Article 2016-10-10 Harvard COOP (The), Cambridge, MA

Fans flock to Harvard Square to meet the Boss

Kimberly Wadsworth looked dazed as she emerged from the Harvard Coop Monday morning. Clutching a bag containing a signed copy of Bruce Springsteen’s new memoir, “Born to Run,” Wadsworth was at a loss for words.

“I got a hug from him,” she said with a smile. “That’s something I’ve been waiting for my whole life.”

Wadsworth, a veterinarian from Woburn, was among 1,000 fans who managed to score a ticket to the singer’s book signing Monday, one of just a handful of appearances Springsteen is making to promote the book. Why Cambridge? Perhaps because the Coop is close — the length of a long guitar cord — to the former Harvard Square Theatre, where in 1974 Springsteen played a show attended by then-journalist Jon Landau. Afterward, Landau famously wrote “I saw rock and roll future and its name is Bruce Springsteen.”

Dressed in jeans, T-shirt, and a leather jacket, Springsteen seemed relaxed and in a good mood as he greeted wide-eyed fans to whom he’s like a superhero. Cambridge resident Tom Brewitt was an early arrival. A bassist who’s played in the Boston bands the Jigsaws and Big Dipper, Brewitt asked Springsteen if it was true he wrote “Hungry Heart” for the Ramones.

“He didn’t really answer,” Brewitt said afterward. “There wasn’t a lot of time to talk.”

Indeed there wasn’t. Fans were moved along quickly, given just enough time to snap a picture with Bruce and say thank you.
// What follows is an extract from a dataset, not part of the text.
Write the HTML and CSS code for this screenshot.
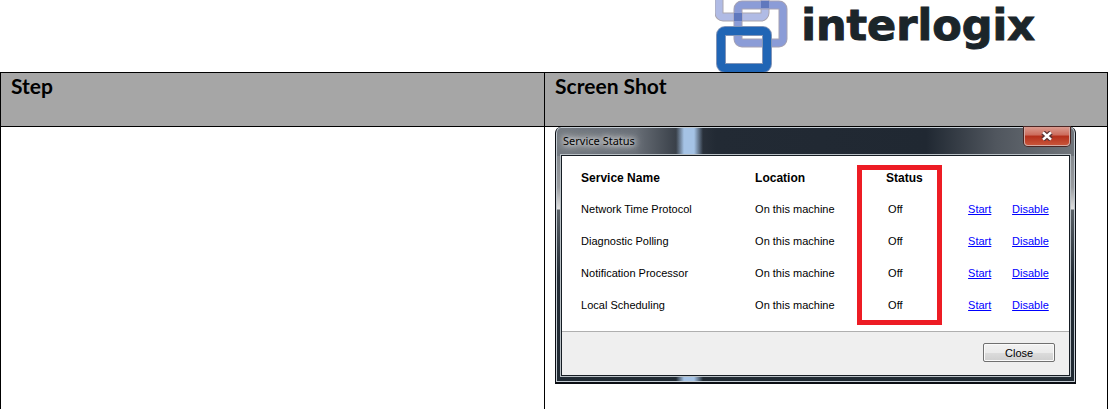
FILE: index.html
```html
<!DOCTYPE html>
<html lang="en">
<head>
    <meta charset="UTF-8">
    <meta name="viewport" content="width=device-width, initial-scale=1.0">
    <title>Service Status</title>
    <link rel="stylesheet" href="styles.css">
</head>
<body>

<header class="page-header">
    <svg class="logo-mark" width="73" height="72" viewBox="0 0 73 72" aria-hidden="true">
        <g fill="none">
            <rect x="4" y="-26" width="46" height="43" rx="4" stroke="#aaa6b0" stroke-width="9"/>
            <rect x="4" y="-26" width="46" height="43" rx="4" stroke="#b0bbe5" stroke-width="7"/>
            <rect x="23" y="5" width="45" height="38" rx="4" stroke="#a5a2b4" stroke-width="9"/>
            <rect x="23" y="5" width="45" height="38" rx="4" stroke="#8b9cd7" stroke-width="7"/>
        </g>
        <rect x="46" y="1" width="8" height="7" fill="#6078bd"/>
        <rect x="19" y="13" width="8" height="8" fill="#6078bd"/>
        <rect x="6" y="31" width="46" height="37" rx="4" fill="none" stroke="#8295b8" stroke-width="10"/>
        <rect x="6" y="31" width="46" height="37" rx="4" fill="none" stroke="#2065b5" stroke-width="8"/>
    </svg>
    <span class="logo-text">interlogix</span>
</header>

<table class="steps">
    <thead>
        <tr>
            <th class="step-col">Step</th>
            <th>Screen Shot</th>
        </tr>
    </thead>
    <tbody>
        <tr>
            <td></td>
            <td>
                <section class="window" aria-labelledby="window-title">
                    <div class="title-bar">
                        <h2 class="window-title" id="window-title">Service Status</h2>
                        <button class="window-x" type="button" aria-label="Close window">
                            <svg width="12" height="10" viewBox="0 0 12 10">
                                <path d="M2 1.5L10 8.5M10 1.5L2 8.5" stroke="#5b3434" stroke-width="5"/>
                                <path d="M2 1.4L10 8.6M10 1.4L2 8.6" stroke="#fff" stroke-width="2.6"/>
                            </svg>
                        </button>
                    </div>
                    <div class="window-body">
                        <div class="service-list">
                            <table class="services">
                                <thead>
                                    <tr>
                                        <th class="name">Service Name</th>
                                        <th class="location">Location</th>
                                        <th class="status">Status</th>
                                        <th class="start"></th>
                                        <th></th>
                                    </tr>
                                </thead>
                                <tbody>
                                    <tr>
                                        <td>Network Time Protocol</td>
                                        <td>On this machine</td>
                                        <td>Off</td>
                                        <td><a href="#">Start</a></td>
                                        <td><a href="#">Disable</a></td>
                                    </tr>
                                    <tr>
                                        <td>Diagnostic Polling</td>
                                        <td>On this machine</td>
                                        <td>Off</td>
                                        <td><a href="#">Start</a></td>
                                        <td><a href="#">Disable</a></td>
                                    </tr>
                                    <tr>
                                        <td>Notification Processor</td>
                                        <td>On this machine</td>
                                        <td>Off</td>
                                        <td><a href="#">Start</a></td>
                                        <td><a href="#">Disable</a></td>
                                    </tr>
                                    <tr>
                                        <td>Local Scheduling</td>
                                        <td>On this machine</td>
                                        <td>Off</td>
                                        <td><a href="#">Start</a></td>
                                        <td><a href="#">Disable</a></td>
                                    </tr>
                                </tbody>
                            </table>
                            <div class="highlight"></div>
                        </div>
                        <div class="window-footer">
                            <button class="close-button" type="button">Close</button>
                        </div>
                    </div>
                </section>
            </td>
        </tr>
    </tbody>
</table>

</body>
</html>
```

FILE: styles.css
```css
* {
    box-sizing: border-box;
}

body {
    margin: 0;
    background-color: #fff;
    color: #000;
    font-family: "Liberation Sans", Arial, sans-serif;
}

.page-header {
    display: flex;
    justify-content: flex-end;
    gap: 13px;
    height: 72px;
    padding-right: 73px;
}

.logo-mark {
    display: block;
}

.logo-text {
    color: #1b252a;
    font-family: "DejaVu Sans", sans-serif;
    font-size: 43px;
    font-weight: bold;
    line-height: 50px;
    -webkit-text-stroke: 1px #1b252a;
}

/* Steps table */
.steps {
    width: 100%;
    border-spacing: 0;
    border-right: 1px solid #000;
}

.steps > thead th {
    height: 54px;
    padding: 1px 10px;
    border-top: 1px solid #000;
    border-left: 1px solid #000;
    background-color: #a6a6a6;
    font-family: Lato, Carlito, sans-serif;
    font-size: 21px;
    line-height: 24px;
    text-align: left;
    vertical-align: top;
}

.steps .step-col {
    width: 49.15%;
}

.steps > tbody > tr > td {
    padding: 0 10px 25px;
    border-top: 1px solid #000;
    border-left: 1px solid #000;
    vertical-align: top;
}

/* Service status window */
.window {
    max-width: 521px;
    padding: 0 5px 6px;
    border: 1px solid #0b0e14;
    border-top: 0;
    border-bottom-width: 2px;
    border-radius: 6px 6px 0 0;
    background:
        linear-gradient(90deg, transparent 120px, #a5c3e5 128px, #a5c3e5 138px, transparent 147px),
        linear-gradient(90deg, #747a82 0, #686e76 80px, #343b44 125px, #222a34 160px, #202832 370px, #50565e 440px, #70757b 100%) top / 100% 29px no-repeat,
        linear-gradient(#747a80 0, #999ca0 60px, #e0e0e0 82px, #596066 83px, #222b35 150px, #202a33 100%);
    box-shadow: inset 0 0 0 1px #c3cbd2;
}

.title-bar {
    display: flex;
    justify-content: space-between;
    height: 28px;
    padding-left: 2px;
}

.window-title {
    margin: 0;
    padding-top: 5px;
    font-family: "Noto Sans", sans-serif;
    font-size: 11px;
    font-weight: normal;
    line-height: 18px;
    text-shadow: 0 0 4px #ddd, 0 0 6px #ddd, 0 0 8px #ddd, 0 0 12px #ccc;
}

.window-x {
    display: flex;
    align-items: center;
    justify-content: center;
    width: 46px;
    height: 19px;
    padding: 0;
    border: 1px solid #d5a9a2;
    border-top: 0;
    border-radius: 0 0 4px 4px;
    background: linear-gradient(#dc9c90 0, #cc6b5b 45%, #b42f1b 50%, #c85439 100%);
    box-shadow: 0 0 0 1px #4a2624;
    cursor: pointer;
}

.window-body {
    border: 1px solid #161d24;
    outline: 1px solid #b9c0c5;
    background-color: #fff;
}

.service-list {
    position: relative;
    padding: 7px 0 10px 19px;
}

.services {
    width: 100%;
    table-layout: fixed;
    border-spacing: 0;
    font-size: 11px;
    line-height: 14px;
}

.services th,
.services td {
    height: 32px;
    padding: 0;
    text-align: left;
}

.services th {
    height: 30px;
    font-size: 12px;
}

.services .name {
    width: 174px;
}

.services .location {
    width: 131px;
}

.services .status {
    width: 82px;
}

.services .start {
    width: 44px;
}

.services td:nth-child(3) {
    padding-left: 2px;
}

.services a {
    color: #00f;
}

/* Red frame round the Status column */
.highlight {
    position: absolute;
    top: 9px;
    left: 295px;
    width: 85px;
    height: 160px;
    border: 5px solid #ed1c24;
    pointer-events: none;
}

.window-footer {
    display: flex;
    justify-content: flex-end;
    padding: 11px 14px 13px;
    border-top: 1px solid #afafaf;
    background-color: #efefef;
}

.close-button {
    width: 72px;
    height: 19px;
    padding: 0;
    border: 1px solid #707070;
    border-radius: 2px;
    background: linear-gradient(#f2f2f2 0, #ebebeb 50%, #dcdcdc 51%, #cfcfcf 100%);
    box-shadow: inset 0 0 0 1px #fafafa;
    color: #000;
    font-family: "Liberation Sans", Arial, sans-serif;
    font-size: 11px;
    cursor: pointer;
}
```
And that’s what most said they wanted to express more than anything — gratitude for the songs Springsteen has written over the past four decades.

“There are so many songs that say so much,” said Derek Chechak, a social worker who flew in from Ontario for the book signing. “I just wanted to say thank you.”

Carrie Gregory told us she and her mother, Irene Sims, drove up from New Jersey because “this is bucket list stuff.”

“I’ve been seeing him since I was 10 and I’ve been to over 100 shows,” said Gregory. “I’ve been trying to get as close to the man as possible my entire life.”

The autobiography, a bestseller that sold more than 117,000 print copies in its first week on sale, shows a different side of the working-class rocker. The 67-year-old singer writes about his complicated relationship with his father, his failed first marriage, and his ongoing struggle with anxiety and depression, which he’s managed with medication for the past 15 years.

“I literally blurted out, ‘I love you,’” said Kathy McLaughlin, a realtor from Milton. “And he smelled really good.”

Michelle Johnson said she flew up Monday morning from Larchmont, N.Y., bringing with her a couple of old photos of her and Bruce taken by her dad before a show in Houston in 1980. She was 7 years old. Laughing, Johnson said she asked Bruce if he remembered. He didn’t.

Briana Bianchini, a New Jersey native who lives in Somerville these days, walked out of the Coop trembling. Her mom, Lisa, who’d driven down from Maine, also was barely keeping it together.

“This is the highlight of 2016, for sure,” Bianchini said.

“And probably 2017, too,” said her mom. “We’re going to have a drink now.”

By Mark Shanahan via The Boston Globe.